Return the data exactly, with all pictures removed.
## begin DATA BLOCK
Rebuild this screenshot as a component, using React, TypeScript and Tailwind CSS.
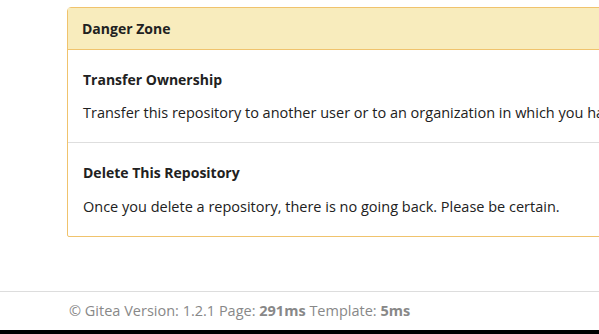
export default function App() {
  return (
    <div className="w-[599px] h-[334px] overflow-hidden bg-white flex flex-col font-['Open_Sans','Liberation_Sans',sans-serif] text-[14px] text-[#212121]">
      <div className="pt-[7px] pl-[67px] flex-1">
        <div className="w-[560px] border border-[#f0c36d] rounded-t-[4px] rounded-b-[2px]">
          <div className="h-[42px] flex items-center px-[14px] bg-[#f8ecbd] border-b border-[#f0c36d] font-bold">
            Danger Zone
          </div>
          <div className="px-[15px] pt-[20px] pb-[19px] border-b border-[#dedede]">
            <h5 className="font-bold leading-[20px] text-[14px]">Transfer Ownership</h5>
            <p className="mt-[13px] leading-[20px] text-[14.5px] whitespace-nowrap">
              Transfer this repository to another user or to an organization in which you have admin rights.
            </p>
          </div>
          <div className="px-[15px] pt-[20px] pb-[19px]">
            <h5 className="font-bold leading-[20px] text-[14px]">Delete This Repository</h5>
            <p className="mt-[14px] leading-[20px] text-[14.5px] whitespace-nowrap">
              Once you delete a repository, there is no going back. Please be certain.
            </p>
          </div>
        </div>
      </div>
      <div className="border-t border-[#dddddd] h-[39px] flex items-center pl-[69px] text-[14.5px] text-[#888888]">
        <span>
          © Gitea Version: 1.2.1 Page: <strong className="font-bold">291ms</strong> Template:{" "}
          <strong className="font-bold">5ms</strong>
        </span>
      </div>
      <div className="h-[4px] bg-black" />
    </div>
  );
}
## end DATA BLOCK
EXERCISE ANSWER
Rebuild this screenshot as a component, using React, TypeScript and Tailwind CSS.
export default function App() {
  return (
    <div className="w-[599px] h-[334px] overflow-hidden bg-white flex flex-col font-['Open_Sans','Liberation_Sans',sans-serif] text-[14px] text-[#212121]">
      <div className="pt-[7px] pl-[67px] flex-1">
        <div className="w-[560px] border border-[#f0c36d] rounded-t-[4px] rounded-b-[2px]">
          <div className="h-[42px] flex items-center px-[14px] bg-[#f8ecbd] border-b border-[#f0c36d] font-bold">
            Danger Zone
          </div>
          <div className="px-[15px] pt-[20px] pb-[19px] border-b border-[#dedede]">
            <h5 className="font-bold leading-[20px] text-[14px]">Transfer Ownership</h5>
            <p className="mt-[13px] leading-[20px] text-[14.5px] whitespace-nowrap">
              Transfer this repository to another user or to an organization in which you have admin rights.
            </p>
          </div>
          <div className="px-[15px] pt-[20px] pb-[19px]">
            <h5 className="font-bold leading-[20px] text-[14px]">Delete This Repository</h5>
            <p className="mt-[14px] leading-[20px] text-[14.5px] whitespace-nowrap">
              Once you delete a repository, there is no going back. Please be certain.
            </p>
          </div>
        </div>
      </div>
      <div className="border-t border-[#dddddd] h-[39px] flex items-center pl-[69px] text-[14.5px] text-[#888888]">
        <span>
          © Gitea Version: 1.2.1 Page: <strong className="font-bold">291ms</strong> Template:{" "}
          <strong className="font-bold">5ms</strong>
        </span>
      </div>
      <div className="h-[4px] bg-black" />
    </div>
  );
}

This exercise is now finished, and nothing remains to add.